Kuwait: Tax on Expats Remittance Revives Discussion
Tax on Expats remittances returned to the limelight again as Kuwaiti ministers called the parliamentary committee to include this in the agenda.
Migrant workers transfer about 4.2 billion dinars annually from Kuwait, he added, citing figures from Kuwait’s Central Bank. Imposing tax on this transfers will have a role in improving state revenues and diversifying sources of income, he said.
“This system is in effect in most countries of the world and in more than one Gulf country. Expats there have not objected to it. Allowing this money to exit the country is very dangerous and has a direct effect on economy,” MP Al Saleh said.

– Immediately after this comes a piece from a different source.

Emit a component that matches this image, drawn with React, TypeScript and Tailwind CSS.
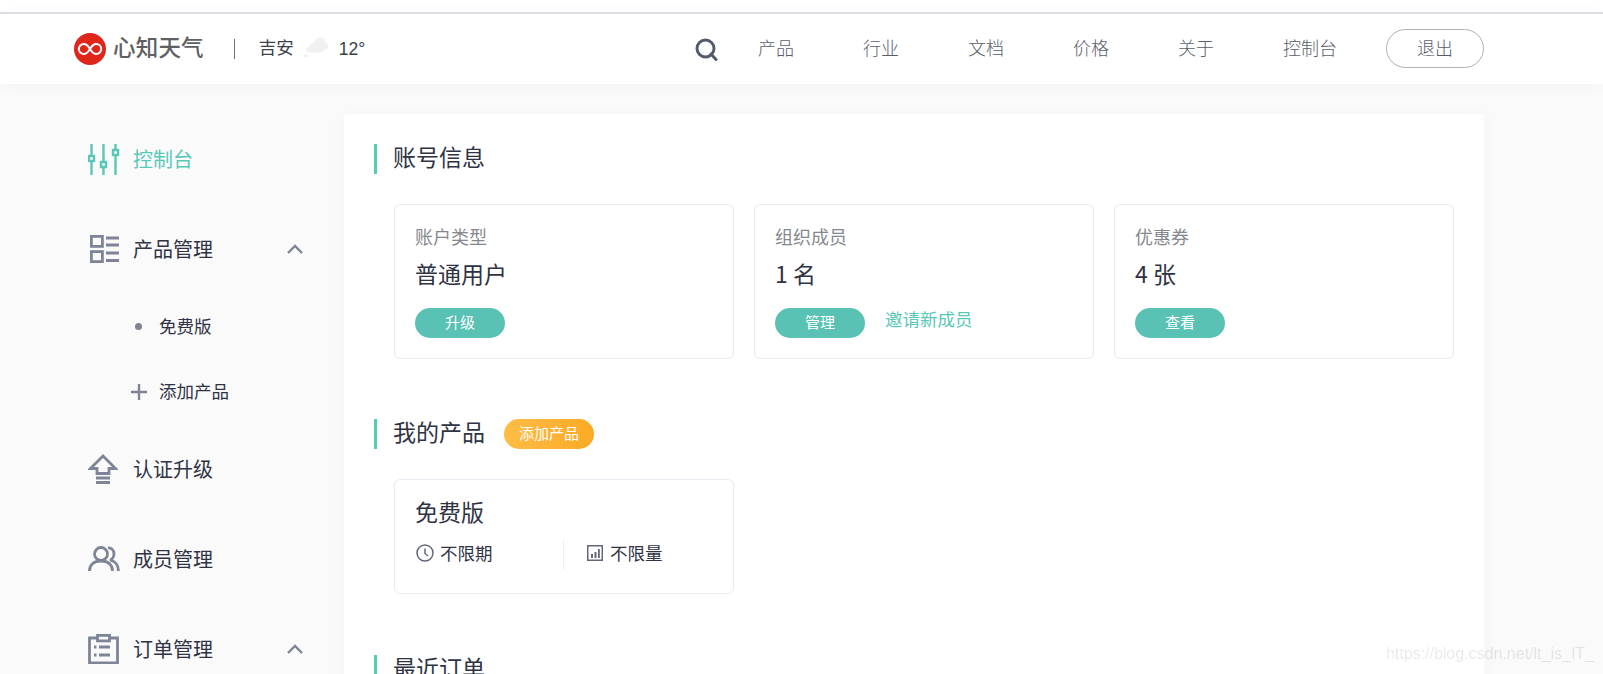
import React from "react";

const font = { fontFamily: '"Noto Sans CJK SC", "Liberation Sans", sans-serif' };

function Logo() {
  return (
    <svg width="32" height="32" viewBox="0 0 32 32" className="shrink-0">
      <circle cx="16" cy="16" r="16" fill="#e0251b" />
      <path d="M16 16c-1.800-3-3.600-5-6.200-5A5 5 0 0 0 4.800 16a5 5 0 0 0 5 5c2.600 0 4.400-2 6.200-5s3.600-5 6.200-5a5 5 0 0 1 5 5 5 5 0 0 1-5 5c-2.600 0-4.400-2-6.200-5z" fill="none" stroke="#fff" strokeWidth="2" />
    </svg>
  );
}

function Cloud() {
  return (
    <svg width="25" height="20" viewBox="0 0 25 20" className="shrink-0">
      <path d="M3 14c0-2.500 1.500-4 3.500-4.300C7.500 6.500 9.500 5 11.500 5 12.500 2 15 .5 17.500 .5c3 0 4.500 2.500 4.500 5 2 .5 3 2 3 4 0 2.500-2 3.500-4 3.500-1 2-3 2.500-5 2.500H7c-2.500 0-4-.5-4-1.500z" fill="#f1f1f1" />
      <path d="M0 20c0-2 1.500-3 3-3s3 1 3 3z" fill="#f2f2f2" />
    </svg>
  );
}

function Search() {
  return (
    <svg width="23" height="23" viewBox="0 0 23 23" fill="none" stroke="#555b6e" strokeWidth="3" className="shrink-0">
      <circle cx="10.500" cy="10.500" r="8.500" />
      <path d="M16 16l5 5.500" strokeLinecap="round" />
    </svg>
  );
}

function Sliders() {
  return (
    <svg width="32" height="31" viewBox="0 0 32 31" fill="none" stroke="#5ac8b8" strokeWidth="2.400" className="shrink-0">
      <path d="M3.500 0v12M3.500 17v14M15.500 0v18M15.500 23v8M27.500 0v6M27.500 11v20" />
      <rect x="1" y="12" width="5" height="5" />
      <rect x="13" y="18" width="5" height="5" />
      <rect x="25" y="6" width="5" height="5" />
    </svg>
  );
}

function ListIcon() {
  return (
    <svg width="29" height="28" viewBox="0 0 29 28" fill="none" stroke="#7f8496" strokeWidth="2.800" className="ml-[2px] shrink-0">
      <rect x="1.400" y="1.400" width="11" height="10" />
      <rect x="1.400" y="16.600" width="11" height="10" />
      <path d="M16 3h13M16 10h13M16 18h13M16 25.500h13" />
    </svg>
  );
}

function UpgradeIcon() {
  return (
    <svg width="30" height="30" viewBox="0 0 30 30" fill="none" stroke="#7f8496" strokeWidth="2.800" className="shrink-0">
      <path d="M15 2L2.500 14.500h6.500v5h12v-5h6.500z" strokeLinejoin="miter" />
      <path d="M8 24h14M8 28.500h14" />
    </svg>
  );
}

function UsersIcon() {
  return (
    <svg width="32" height="26" viewBox="0 0 32 26" fill="none" stroke="#7f8496" strokeWidth="2.800" className="shrink-0">
      <circle cx="13" cy="8" r="6.500" />
      <path d="M1.500 25c0-6 4-10 11.500-10s11.500 4 11.500 10" />
      <path d="M20 2c3-.5 6 2 6 6 0 3-2 5.500-4 6 5 1 8.500 5 8.500 11" />
    </svg>
  );
}

function OrderIcon() {
  return (
    <svg width="31" height="30" viewBox="0 0 31 30" fill="none" stroke="#7f8496" strokeWidth="2.800" className="shrink-0">
      <path d="M9 4H1.500v24.800h28V4H22" />
      <rect x="9.500" y="1.400" width="12" height="5.500" />
      <path d="M11 13h11M11 21h11" />
      <path d="M6 13h2.500M6 21h2.500" />
    </svg>
  );
}

function Chevron() {
  return (
    <svg width="16" height="10" viewBox="0 0 16 10" fill="none" stroke="#7f8496" strokeWidth="2.400" className="shrink-0">
      <path d="M1 9l7-7 7 7" />
    </svg>
  );
}

function ClockIcon() {
  return (
    <svg width="18" height="18" viewBox="0 0 18 18" fill="none" stroke="#62677a" strokeWidth="1.500" className="shrink-0">
      <circle cx="9" cy="9" r="8" />
      <path d="M9 4.500V9.500l3 2.500" />
    </svg>
  );
}

function BarsIcon() {
  return (
    <svg width="16" height="16" viewBox="0 0 16 16" className="shrink-0">
      <rect x=".75" y=".75" width="14.500" height="14.500" fill="none" stroke="#62677a" strokeWidth="1.500" />
      <path d="M4 9h2v4H4zM7.500 7h2v6h-2zM11 4h1.800v9H11z" fill="#62677a" />
    </svg>
  );
}

function PlusIcon() {
  return (
    <svg width="16" height="16" viewBox="0 0 16 16" stroke="#7f8496" strokeWidth="2.400" className="shrink-0">
      <path d="M0 8h16M8 0v16" />
    </svg>
  );
}

const navItems = ["产品", "行业", "文档", "价格", "关于", "控制台"];

function Header() {
  return (
    <header className="relative z-10 box-content flex h-[70px] items-center border-t-2 border-[#dcdce3] bg-white pl-[74px] pr-[119px] shadow-[0_2px_16px_rgba(0,0,0,0.03)]">
      <Logo />
      <span className="mb-1 ml-[7px] text-[22.500px] font-medium tracking-[0.2px] text-[#606064]">心知天气</span>
      <span className="ml-[30px] h-5 w-px bg-[#6e7280]" />
      <span className="mb-[3px] ml-[24px] text-[17.500px] text-[#3c3f4a]">吉安</span>
      <span className="mb-1 ml-[9px]"><Cloud /></span>
      <span className="ml-[11px] text-[17.500px] text-[#3c3f4a]" style={{ fontFamily: '"Liberation Sans", sans-serif' }}>12°</span>
      <div className="ml-auto flex items-center">
        <Search />
        <nav className="mb-1 ml-10 flex items-center gap-[69px] text-[18px] font-light text-[#5a5e6c]">
          {navItems.map((n) => (
            <span key={n}>{n}</span>
          ))}
        </nav>
        <button className="mb-[2px] ml-[49px] h-[39px] w-[98px] rounded-[20px] border border-[#b0b0b6] pb-[1px] text-[18px] font-light text-[#5a5e6c]">退出</button>
      </div>
    </header>
  );
}

function SideRow({ icon, label, active, chevron }: { icon: React.ReactNode; label: string; active?: boolean; chevron?: boolean }) {
  return (
    <div className="flex h-[90px] items-center pl-[88px] pr-[41px]">
      <span className="flex w-[45px] shrink-0 items-center">{icon}</span>
      <span className={active ? "text-[20px] text-[#5ac8b8]" : "text-[20px] text-[#2f3344]"}>{label}</span>
      {chevron && <span className="ml-auto"><Chevron /></span>}
    </div>
  );
}

function SubRow({ icon, label }: { icon: React.ReactNode; label: string }) {
  return (
    <div className="flex h-[65px] items-center pl-[131px] text-[17.500px] text-[#2f3344]">
      <span className="flex w-[28px] shrink-0 items-center">{icon}</span>
      {label}
    </div>
  );
}

function Sidebar() {
  return (
    <aside className="w-[344px] shrink-0">
      <SideRow icon={<Sliders />} label="控制台" active />
      <SideRow icon={<ListIcon />} label="产品管理" chevron />
      <SubRow icon={<span className="ml-1 h-[7px] w-[7px] rounded-full bg-[#7f8490]" />} label="免费版" />
      <SubRow icon={<PlusIcon />} label="添加产品" />
      <SideRow icon={<UpgradeIcon />} label="认证升级" />
      <SideRow icon={<UsersIcon />} label="成员管理" />
      <SideRow icon={<OrderIcon />} label="订单管理" chevron />
    </aside>
  );
}

function SectionTitle({ title, children }: { title: string; children?: React.ReactNode }) {
  return (
    <div className="flex h-[30px] items-center border-l-[3px] border-[#55cdb4] pl-[16px]">
      <h2 className="pb-[6px] text-[23px] font-normal leading-[30px] text-[#2f3344]">{title}</h2>
      {children}
    </div>
  );
}

function PillButton({ label }: { label: string }) {
  return (
    <button className="h-[30px] w-[90px] rounded-[15px] bg-[#59c2b5] pb-[2px] text-[15px] text-white">{label}</button>
  );
}

function InfoCard({ label, value, btn, link }: { label: string; value: string; btn: string; link?: string }) {
  return (
    <div className="h-[155px] w-[340px] rounded-[6px] border border-[#e8ebf2] bg-white pl-5 pt-[19px]">
      <div className="text-[18px] leading-6 text-[#85898f]">{label}</div>
      <div className="mt-[10px] text-[23px] leading-[30px] text-[#2f3344]">{value}</div>
      <div className="mt-[20px] flex items-start">
        <PillButton label={btn} />
        {link && <span className="ml-5 text-[17.500px] leading-[22px] text-[#5ac8b8]">{link}</span>}
      </div>
    </div>
  );
}

function Content() {
  return (
    <main className="h-[700px] w-[1140px] shrink-0 rounded-[4px] bg-white pl-[30px] pt-[30px] shadow-[0_2px_20px_rgba(0,0,0,0.03)]">
      <SectionTitle title="账号信息" />
      <div className="ml-5 mt-[30px] flex gap-5">
        <InfoCard label="账户类型" value="普通用户" btn="升级" />
        <InfoCard label="组织成员" value="1 名" btn="管理" link="邀请新成员" />
        <InfoCard label="优惠券" value="4 张" btn="查看" />
      </div>
      <div className="mt-[60px]">
        <SectionTitle title="我的产品">
          <button className="ml-[19px] h-[30px] w-[90px] rounded-[15px] bg-gradient-to-r from-[#fdbd45] to-[#fbaa22] pb-[2px] text-[15px] text-white">添加产品</button>
        </SectionTitle>
      </div>
      <div className="ml-5 mt-[30px] h-[115px] w-[340px] rounded-[6px] border border-[#e8ebf2] bg-white pl-5 pt-[16px]">
        <div className="text-[23px] leading-[30px] text-[#2f3344]">免费版</div>
        <div className="mt-[14px] flex h-[30px] text-[17.500px] text-[#2f3344]">
          <div className="flex h-[30px] w-[149px] items-center border-r border-[#eceef3] pb-[4px] pl-px">
            <ClockIcon />
            <span className="ml-[6px]">不限期</span>
          </div>
          <div className="flex h-[30px] items-center pb-[4px] pl-[23px]">
            <BarsIcon />
            <span className="ml-[7px]">不限量</span>
          </div>
        </div>
      </div>
      <div className="mt-[61px]">
        <SectionTitle title="最近订单" />
      </div>
    </main>
  );
}

export default function App() {
  return (
    <div className="relative h-[674px] overflow-hidden bg-[#fafafa]" style={font}>
      <div className="h-3 bg-white" />
      <Header />
      <div className="flex pt-[30px]">
        <Sidebar />
        <Content />
      </div>
      <span
        className="absolute bottom-[8px] right-[9px] text-[16px] text-black/10"
        style={{ fontFamily: '"Liberation Sans", sans-serif' }}
      >
        https://blog.csdn.net/lt_is_IT_
      </span>
    </div>
  );
}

He added, “We do not target the expatriate brothers, because imposing symbolic fees on financial transfers will not have an impact on their money, and in return it has a positive return on the state’s economy”.
Kuwaitis currently make up less than 30 percent of the 4.7 million population – they number 1.4 million against 3.3 million expatriates.

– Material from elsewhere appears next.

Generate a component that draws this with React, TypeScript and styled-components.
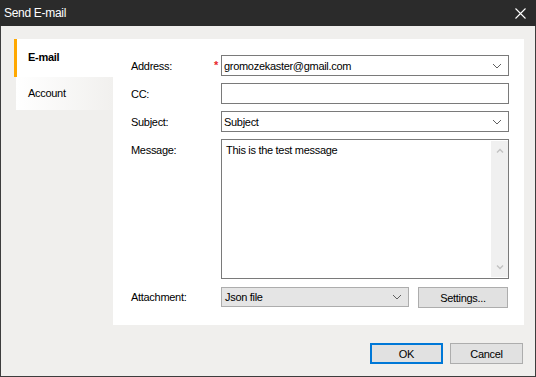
import React from 'react'
import styled, { createGlobalStyle } from 'styled-components'

const GlobalStyle = createGlobalStyle`
  html, body {
    margin: 0;
    padding: 0;
    background: #f0efed;
  }
  body {
    font-family: "Liberation Sans", Arial, sans-serif;
    font-size: 11px;
    letter-spacing: -0.3px;
    color: #000;
  }
`

const Window = styled.div`
  box-sizing: border-box;
  width: 536px;
  height: 377px;
  display: flex;
  flex-direction: column;
  background: #f0efed;
  border: 1px solid #3d3d3d;
  border-top: none;
`

const TitleBar = styled.div`
  height: 26px;
  margin: 0 -1px;
  flex: none;
  display: flex;
  align-items: center;
  justify-content: space-between;
  background: #2b2b2b;
  color: #fff;
  font-size: 12px;
  padding: 0 10px 0 4px;
`

const Body = styled.div`
  flex: 1;
  display: flex;
  flex-direction: column;
  padding: 13px 11px 12px 13px;
  min-height: 0;
`

const Main = styled.div`
  display: flex;
  height: 286px;
`

const TabList = styled.div`
  width: 99px;
  display: flex;
  flex-direction: column;
`

const Tab = styled.div<{ $active?: boolean }>`
  box-sizing: border-box;
  display: flex;
  align-items: center;
  height: ${p => (p.$active ? '38px' : '33px')};
  margin-left: ${p => (p.$active ? '0' : '2px')};
  padding-left: ${p => (p.$active ? '11px' : '12px')};
  padding-bottom: 2px;
  border-left: ${p => (p.$active ? '3px solid #ffa800' : 'none')};
  background: ${p => (p.$active ? '#fff' : 'linear-gradient(to right, #ffffff, #f1f0ee)')};
  font-weight: ${p => (p.$active ? 700 : 400)};
`

const Panel = styled.div`
  flex: 1;
  background: #fff;
  padding: 16px 15px 17px 18px;
  display: grid;
  grid-template-columns: 90px 1fr;
  grid-template-rows: 21px 21px 21px 140px 21px;
  row-gap: 7px;
`

const Label = styled.div<{ $top?: boolean }>`
  position: relative;
  display: flex;
  align-items: ${p => (p.$top ? 'flex-start' : 'center')};
  padding-top: ${p => (p.$top ? '5px' : '0')};
`

const Required = styled.span`
  position: absolute;
  right: 3px;
  top: 4px;
  color: #e8262a;
  font-size: 11px;
  font-weight: 700;
`

const Field = styled.div`
  box-sizing: border-box;
  display: flex;
  align-items: center;
  border: 1px solid #7a7a7a;
  background: #fff;
  padding: 0 0 0 2px;
`

const FieldText = styled.span`
  flex: 1;
`

const Chevron = styled.svg`
  width: 10px;
  height: 6px;
  margin-right: 6px;
  flex: none;
`

const MessageBox = styled.div`
  box-sizing: border-box;
  border: 1px solid #7a7a7a;
  display: flex;
  padding: 1px 0 1px 4px;
`

const MessageText = styled.div`
  flex: 1;
  padding-top: 3px;
`

const ScrollBar = styled.div`
  width: 17px;
  background: #f0f0f0;
  display: flex;
  flex-direction: column;
  justify-content: space-between;
  align-items: center;
  padding: 7px 0;
`

const AttachRow = styled.div`
  display: flex;
  gap: 9px;
  margin-top: 1px;
`

const Select = styled.div`
  box-sizing: border-box;
  width: 188px;
  display: flex;
  align-items: center;
  background: #e5e5e5;
  border: 1px solid #adadad;
  padding-left: 3px;
`

const Button = styled.div<{ $default?: boolean; $w: number }>`
  box-sizing: border-box;
  width: ${p => p.$w}px;
  height: 21px;
  display: flex;
  align-items: center;
  justify-content: center;
  background: #e1e1e1;
  border: ${p => (p.$default ? '2px solid #0078d7' : '1px solid #adadad')};
`

const Footer = styled.div`
  margin-top: 18px;
  display: flex;
  justify-content: flex-end;
  gap: 7px;
  padding-right: 1px;
`

const ArrowDown = ({ color = '#606060' }: { color?: string }) => (
  <Chevron viewBox="0 0 10 6">
    <path d="M1 1 L5 5 L9 1" fill="none" stroke={color} strokeWidth="1" />
  </Chevron>
)

const SmallArrow = ({ up }: { up?: boolean }) => (
  <svg width="8" height="5" viewBox="0 0 8 5">
    <path d={up ? 'M1 4.5 L4 1.5 L7 4.5' : 'M1 0.5 L4 3.5 L7 0.5'} fill="none" stroke="#c2c2c2" strokeWidth="1.4" />
  </svg>
)

export default function App() {
  return (
    <>
      <GlobalStyle />
      <Window>
        <TitleBar>
          <span>Send E-mail</span>
          <svg width="11" height="11" viewBox="0 0 11 11">
            <path d="M0.5 0.5 L10.5 10.5 M10.5 0.5 L0.5 10.5" stroke="#fff" strokeWidth="1.1" />
          </svg>
        </TitleBar>
        <Body>
          <Main>
            <TabList>
              <Tab $active>E-mail</Tab>
              <Tab>Account</Tab>
            </TabList>
            <Panel>
              <Label>
                Address:
                <Required>*</Required>
              </Label>
              <Field>
                <FieldText>gromozekaster@gmail.com</FieldText>
                <ArrowDown />
              </Field>

              <Label>CC:</Label>
              <Field />

              <Label>Subject:</Label>
              <Field>
                <FieldText>Subject</FieldText>
                <ArrowDown />
              </Field>

              <Label $top>Message:</Label>
              <MessageBox>
                <MessageText>This is the test message</MessageText>
                <ScrollBar>
                  <SmallArrow up />
                  <SmallArrow />
                </ScrollBar>
              </MessageBox>

              <Label>Attachment:</Label>
              <AttachRow>
                <Select>
                  <FieldText>Json file</FieldText>
                  <ArrowDown />
                </Select>
                <Button $w={90}>Settings...</Button>
              </AttachRow>
            </Panel>
          </Main>
          <Footer>
            <Button $default $w={73}>OK</Button>
            <Button $w={73}>Cancel</Button>
          </Footer>
        </Body>
      </Window>
    </>
  )
}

In June, MP Hashem, who has been extremely vocal about reducing Kuwait’s expat population, urged to expel close to two million expatriates from the country over the next five years to rectify its ‘demographic imbalance’.
Expats draw about 70 percent of the entire population of Kuwait as of the close of June 2018, i.e. a population of 4.7 million people.
“We are not against any honest expat whose skills are needed by the country, but we are against crowding, unproductive expatriates who have not left any breathing space for Kuwaitis,” said the lawmaker.
Meanwhile, The Kuwait government has decided to intense the process of ‘Kuwaitisation’ of its employment sector. The step was taken by Walid Al Jasim, the minister for Municipal Affairs in Kuwait, His proposal has got widespread recognition.
The sources said new laws, to be introduced soon, will put an end to the excessive increase in a number of communities, and that the quota system will be implemented, so that the largest community will not exceed 20 per cent of the number of expatriates, and members of one community will not dominate any proportion.